As for the prayer before Parliament, the man who wants to usher people into Christianity rather than exclude anyone, believes we should keep the prayer but omit the specific reference to Jesus at the end.
Possibly because he goes into immense detail, the media constantly get Randerson wrong. "There have been five mistakes about me in the Herald this year," he says. And another glaring one in Metro magazine which accuses him of introducing a Hindu altar cloth to the cathedral altar. Not so, says Randerson. "That cloth is in Christchurch cathedral - and commissioned by their dean."
NOW, AS he heads into the last few weeks of his ministry, Bishop Randerson is quietly happy with his achievements, not even slightly frustrated that he never made archbishop - and seriously regretful that he won't be in the driving seat when Christianity becomes hot again.

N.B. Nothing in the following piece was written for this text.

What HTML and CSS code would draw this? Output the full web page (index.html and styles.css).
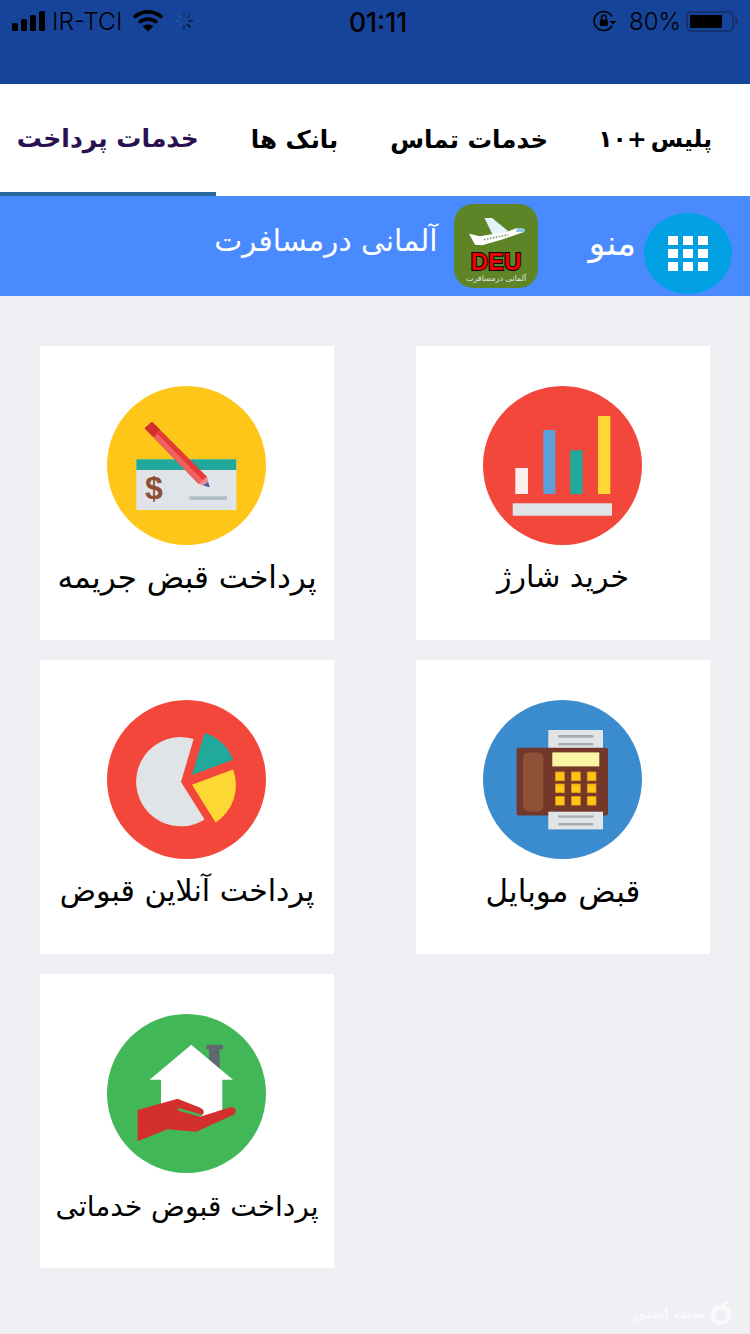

Later this month he and Jackie head to their second, personally owned house in Haitaitai so they can be near their children and grandchildren: Rebecca is now a Johnsonville GP and mother of two; Jo, a successful writer/actor and former Winston Churchill Fellow; Jeremy, actor and co-owner of the Foxton Fizz soft-drink company.
In retirement he will probably write his reflections on the past 50 years - documenting the huge changes in church and society.

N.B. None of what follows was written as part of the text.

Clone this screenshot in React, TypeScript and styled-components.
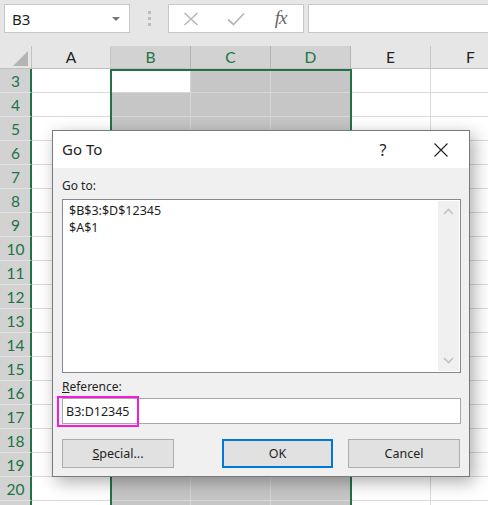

"I actually think it's a great time for the church right now," he says. "For the 40 years since I was ordained, people have been distancing themselves from Christianity. Now people are looking for values - what gives life meaning and purpose - and revisiting some of the great spiritual dimensions. If we can connect with the wider community it's not an opportunity we want to miss."
Which brings us back to the debate over agnosticism. As the dean says, it sparked a huge response from people on the edge of the church. "They were saying, thank God someone's saying something intelligent and that makes sense about spirituality."